Dans la maison de la forêt, il y a trois hommes, plus le véto du chien que le violoncelle rend dépressif ; puis au village voisin, un libraire, forcément excentrique (depuis quand y aurait-il des libraires exempts d’esprit fantasque?), son fils hyperceinturé noir d’arts martiaux et l’abbé motard du monastère de la montagne. Comptez : ça fait sept. Le désir chez les sept est disponible, incarné avec toutes sortes de nuances. Et chez Blanche Neige ? pléthorique. Est-ce que c’est mal ? Elle veut savoir. Rappelez-vous comme Jésus refusait de jeter la pierre ! Blanche Neige se régale de ses sept nains, pourquoi voulez-vous qu’elle s’encombre du prince ? interrogent Anne Fontaine et Pascal Bonitzer. Elle refuse d’appartenir à quiconque. L’amour des uns et des autres grèverait l’espace de l’échange, s’il s’assortissait du don de soi ; il s’alourdirait de la peine de chacun s’il se marquait du sceau de l’appartenance. Le démon est du côté de la possession, voilà.

La belle (si belle) Huppert voudrait garder son prince ; lui, jetterait volontiers son dévolu sur la princesse. Possession, la porte du démon. Mais regardez comme nous sommes sans cesse sauvés, regardez comme tout est là, comme tout est plein, comme le vide appelle la vie. Regardez ! Ne vous gênez pas : la photographie est signée Yves Angelo (oh ! merci) et le montage, Annette Dutertre ! Parfois on lit un livre, on regarde un film et on veut manger de la mangue, partir en Inde, entrer dans cette librairie, s’asseoir à cette terrasse, ou dans cette église, jouer du violon, bref ! être vivant.
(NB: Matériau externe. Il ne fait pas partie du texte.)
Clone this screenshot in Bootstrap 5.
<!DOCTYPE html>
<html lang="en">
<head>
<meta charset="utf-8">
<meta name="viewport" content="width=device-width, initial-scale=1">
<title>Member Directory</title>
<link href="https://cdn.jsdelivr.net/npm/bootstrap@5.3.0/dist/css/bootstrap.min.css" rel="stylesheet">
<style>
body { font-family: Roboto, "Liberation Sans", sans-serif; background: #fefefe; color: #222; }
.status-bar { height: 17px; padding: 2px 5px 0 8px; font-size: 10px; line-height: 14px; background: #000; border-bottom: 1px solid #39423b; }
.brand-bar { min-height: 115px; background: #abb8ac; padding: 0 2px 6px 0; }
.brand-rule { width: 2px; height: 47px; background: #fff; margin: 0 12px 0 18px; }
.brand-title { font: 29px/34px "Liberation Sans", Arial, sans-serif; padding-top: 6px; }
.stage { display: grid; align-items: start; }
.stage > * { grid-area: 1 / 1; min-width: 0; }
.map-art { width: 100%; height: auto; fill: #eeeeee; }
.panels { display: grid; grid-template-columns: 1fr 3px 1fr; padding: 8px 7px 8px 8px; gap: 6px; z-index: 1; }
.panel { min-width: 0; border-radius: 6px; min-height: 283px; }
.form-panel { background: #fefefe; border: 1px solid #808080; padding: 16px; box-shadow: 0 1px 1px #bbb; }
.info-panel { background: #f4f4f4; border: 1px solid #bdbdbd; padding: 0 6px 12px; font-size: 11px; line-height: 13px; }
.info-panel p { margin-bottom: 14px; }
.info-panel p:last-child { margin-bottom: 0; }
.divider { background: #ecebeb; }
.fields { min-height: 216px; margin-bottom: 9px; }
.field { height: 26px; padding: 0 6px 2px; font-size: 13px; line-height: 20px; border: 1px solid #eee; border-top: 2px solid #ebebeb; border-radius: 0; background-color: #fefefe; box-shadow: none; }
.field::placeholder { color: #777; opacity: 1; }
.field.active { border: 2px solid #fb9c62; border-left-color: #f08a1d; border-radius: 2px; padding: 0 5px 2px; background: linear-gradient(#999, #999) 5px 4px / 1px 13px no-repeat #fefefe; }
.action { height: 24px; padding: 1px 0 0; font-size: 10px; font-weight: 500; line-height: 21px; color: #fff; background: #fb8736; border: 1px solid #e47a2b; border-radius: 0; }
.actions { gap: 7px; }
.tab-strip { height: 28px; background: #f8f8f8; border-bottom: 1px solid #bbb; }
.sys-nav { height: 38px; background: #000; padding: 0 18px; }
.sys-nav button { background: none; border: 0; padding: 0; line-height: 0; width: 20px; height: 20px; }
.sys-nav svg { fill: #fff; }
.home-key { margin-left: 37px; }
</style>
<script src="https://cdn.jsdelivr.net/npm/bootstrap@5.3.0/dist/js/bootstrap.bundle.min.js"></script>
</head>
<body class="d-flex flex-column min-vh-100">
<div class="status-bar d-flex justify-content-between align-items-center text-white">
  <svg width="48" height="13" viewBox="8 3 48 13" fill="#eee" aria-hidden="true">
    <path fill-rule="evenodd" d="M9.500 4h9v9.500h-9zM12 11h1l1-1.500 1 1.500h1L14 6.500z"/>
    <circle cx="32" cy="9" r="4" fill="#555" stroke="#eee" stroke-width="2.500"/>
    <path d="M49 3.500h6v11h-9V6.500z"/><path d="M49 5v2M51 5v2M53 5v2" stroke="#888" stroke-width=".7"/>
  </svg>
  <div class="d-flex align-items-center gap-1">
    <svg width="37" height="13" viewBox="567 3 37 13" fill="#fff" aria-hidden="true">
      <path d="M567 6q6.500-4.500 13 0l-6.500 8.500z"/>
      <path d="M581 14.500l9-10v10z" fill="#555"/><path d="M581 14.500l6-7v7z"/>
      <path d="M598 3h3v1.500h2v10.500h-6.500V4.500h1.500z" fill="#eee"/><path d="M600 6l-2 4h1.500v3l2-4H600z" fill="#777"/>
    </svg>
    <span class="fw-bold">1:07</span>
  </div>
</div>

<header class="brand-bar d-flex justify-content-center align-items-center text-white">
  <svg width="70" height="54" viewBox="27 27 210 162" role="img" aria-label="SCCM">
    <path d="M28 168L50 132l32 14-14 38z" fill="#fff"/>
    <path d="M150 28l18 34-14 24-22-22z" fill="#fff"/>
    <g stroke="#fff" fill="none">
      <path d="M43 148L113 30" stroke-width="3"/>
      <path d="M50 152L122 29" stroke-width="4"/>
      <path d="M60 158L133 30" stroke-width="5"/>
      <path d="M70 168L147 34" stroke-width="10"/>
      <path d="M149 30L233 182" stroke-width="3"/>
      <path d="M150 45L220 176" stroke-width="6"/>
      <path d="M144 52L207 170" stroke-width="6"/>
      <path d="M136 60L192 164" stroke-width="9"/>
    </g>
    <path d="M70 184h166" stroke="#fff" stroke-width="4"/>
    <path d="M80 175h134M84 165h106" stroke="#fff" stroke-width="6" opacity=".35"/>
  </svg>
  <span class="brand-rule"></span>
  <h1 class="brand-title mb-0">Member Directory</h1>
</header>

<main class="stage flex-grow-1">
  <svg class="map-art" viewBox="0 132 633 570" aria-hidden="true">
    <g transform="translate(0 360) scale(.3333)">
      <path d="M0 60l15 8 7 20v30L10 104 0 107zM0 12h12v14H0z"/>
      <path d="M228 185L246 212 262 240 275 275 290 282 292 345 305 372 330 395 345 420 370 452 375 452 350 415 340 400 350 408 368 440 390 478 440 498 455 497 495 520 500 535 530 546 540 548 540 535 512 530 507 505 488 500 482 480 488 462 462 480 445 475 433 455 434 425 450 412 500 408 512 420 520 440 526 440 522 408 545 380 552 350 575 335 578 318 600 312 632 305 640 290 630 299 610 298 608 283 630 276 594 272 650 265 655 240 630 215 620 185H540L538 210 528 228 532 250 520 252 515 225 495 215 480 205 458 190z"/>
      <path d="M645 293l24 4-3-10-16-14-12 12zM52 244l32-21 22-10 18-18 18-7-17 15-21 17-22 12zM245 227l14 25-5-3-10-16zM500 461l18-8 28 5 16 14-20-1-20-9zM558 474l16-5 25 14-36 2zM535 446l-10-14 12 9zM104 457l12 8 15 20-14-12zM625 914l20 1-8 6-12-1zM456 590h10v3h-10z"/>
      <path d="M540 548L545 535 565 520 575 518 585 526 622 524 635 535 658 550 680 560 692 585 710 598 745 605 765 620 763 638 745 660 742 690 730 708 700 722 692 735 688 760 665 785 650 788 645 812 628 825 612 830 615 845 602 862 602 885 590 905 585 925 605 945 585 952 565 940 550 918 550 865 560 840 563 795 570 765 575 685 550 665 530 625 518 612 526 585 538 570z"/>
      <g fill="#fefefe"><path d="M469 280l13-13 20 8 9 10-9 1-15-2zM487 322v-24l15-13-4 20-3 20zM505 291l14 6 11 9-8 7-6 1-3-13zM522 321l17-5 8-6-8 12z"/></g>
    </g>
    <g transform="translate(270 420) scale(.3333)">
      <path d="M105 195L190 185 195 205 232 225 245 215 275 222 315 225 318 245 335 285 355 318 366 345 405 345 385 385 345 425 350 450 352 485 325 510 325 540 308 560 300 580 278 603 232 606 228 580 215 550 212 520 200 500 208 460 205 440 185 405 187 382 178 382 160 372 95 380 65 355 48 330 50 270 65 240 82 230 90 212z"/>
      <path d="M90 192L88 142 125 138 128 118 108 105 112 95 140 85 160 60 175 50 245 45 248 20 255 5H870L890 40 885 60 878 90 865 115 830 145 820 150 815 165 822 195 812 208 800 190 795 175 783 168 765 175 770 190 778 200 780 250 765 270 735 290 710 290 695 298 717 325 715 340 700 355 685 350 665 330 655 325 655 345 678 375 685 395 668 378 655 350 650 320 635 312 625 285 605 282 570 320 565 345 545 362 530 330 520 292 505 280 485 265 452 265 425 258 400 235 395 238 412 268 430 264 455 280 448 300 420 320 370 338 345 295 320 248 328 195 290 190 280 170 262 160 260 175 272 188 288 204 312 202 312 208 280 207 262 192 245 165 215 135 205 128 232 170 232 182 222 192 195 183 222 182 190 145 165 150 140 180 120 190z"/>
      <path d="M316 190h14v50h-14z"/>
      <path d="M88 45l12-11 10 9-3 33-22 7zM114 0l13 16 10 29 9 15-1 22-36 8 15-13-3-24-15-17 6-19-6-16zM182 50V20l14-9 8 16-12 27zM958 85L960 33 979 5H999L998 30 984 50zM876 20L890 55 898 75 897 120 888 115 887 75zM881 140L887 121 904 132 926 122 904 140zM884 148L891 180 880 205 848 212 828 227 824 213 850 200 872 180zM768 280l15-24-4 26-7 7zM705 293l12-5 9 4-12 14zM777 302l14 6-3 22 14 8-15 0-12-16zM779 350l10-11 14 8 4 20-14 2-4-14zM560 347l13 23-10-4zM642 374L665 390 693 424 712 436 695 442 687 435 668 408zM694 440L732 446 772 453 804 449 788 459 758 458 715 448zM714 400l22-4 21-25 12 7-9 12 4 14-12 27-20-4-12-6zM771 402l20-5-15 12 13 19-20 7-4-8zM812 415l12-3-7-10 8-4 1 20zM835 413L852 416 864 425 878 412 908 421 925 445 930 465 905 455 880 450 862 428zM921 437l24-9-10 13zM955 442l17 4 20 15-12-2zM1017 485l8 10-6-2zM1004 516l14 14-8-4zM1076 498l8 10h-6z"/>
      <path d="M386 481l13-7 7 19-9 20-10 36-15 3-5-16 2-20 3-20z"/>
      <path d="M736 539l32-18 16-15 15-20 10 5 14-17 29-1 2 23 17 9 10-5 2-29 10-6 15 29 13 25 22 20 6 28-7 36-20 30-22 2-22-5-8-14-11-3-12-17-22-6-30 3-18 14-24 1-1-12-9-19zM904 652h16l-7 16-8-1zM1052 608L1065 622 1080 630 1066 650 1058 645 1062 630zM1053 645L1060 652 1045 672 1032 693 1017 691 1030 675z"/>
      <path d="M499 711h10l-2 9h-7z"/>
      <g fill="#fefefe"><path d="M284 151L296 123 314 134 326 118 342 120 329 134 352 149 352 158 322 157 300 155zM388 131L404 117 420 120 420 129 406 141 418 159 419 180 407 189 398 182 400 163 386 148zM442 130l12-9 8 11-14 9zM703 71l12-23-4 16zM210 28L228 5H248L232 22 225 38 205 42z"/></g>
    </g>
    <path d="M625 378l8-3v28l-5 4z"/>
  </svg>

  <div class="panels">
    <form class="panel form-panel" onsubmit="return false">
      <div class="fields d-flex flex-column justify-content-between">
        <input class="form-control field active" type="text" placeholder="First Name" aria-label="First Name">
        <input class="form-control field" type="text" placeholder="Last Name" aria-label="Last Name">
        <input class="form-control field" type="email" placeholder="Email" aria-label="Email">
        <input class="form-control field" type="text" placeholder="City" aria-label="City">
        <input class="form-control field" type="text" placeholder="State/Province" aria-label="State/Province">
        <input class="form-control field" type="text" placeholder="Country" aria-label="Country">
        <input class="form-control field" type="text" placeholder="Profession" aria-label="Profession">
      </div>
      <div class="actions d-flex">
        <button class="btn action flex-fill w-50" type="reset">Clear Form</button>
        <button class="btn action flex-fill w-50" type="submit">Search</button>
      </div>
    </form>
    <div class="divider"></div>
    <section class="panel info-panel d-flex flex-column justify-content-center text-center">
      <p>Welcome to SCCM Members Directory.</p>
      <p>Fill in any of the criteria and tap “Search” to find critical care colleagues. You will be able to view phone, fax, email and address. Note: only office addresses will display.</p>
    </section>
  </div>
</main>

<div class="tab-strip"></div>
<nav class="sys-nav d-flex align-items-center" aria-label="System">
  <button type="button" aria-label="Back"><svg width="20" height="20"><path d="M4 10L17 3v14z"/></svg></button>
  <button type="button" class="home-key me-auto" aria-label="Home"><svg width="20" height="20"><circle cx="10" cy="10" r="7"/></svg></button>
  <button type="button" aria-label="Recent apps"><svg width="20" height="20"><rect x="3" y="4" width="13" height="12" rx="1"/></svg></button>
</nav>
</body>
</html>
Là, cet hymne au Vercors (ça a lieu, tu as lieu, la vie a lieu, va vers ton corps, nous dit le choix lacanien du lieu de tournage), impossible qu’il ne nous donne pas envie de nous y précipiter. Bon, gaffe aux précipices, quand même. Anne Fontaine nous dit que les trous du cul du monde, ça n’existe pas. Que la vie nous attend partout. Que là où la beauté se condense, là où vivent des gens, là où ils lisent, s’aiment, font de la musique, prient, dansent, mangent, c’est le monde, c’est la vie.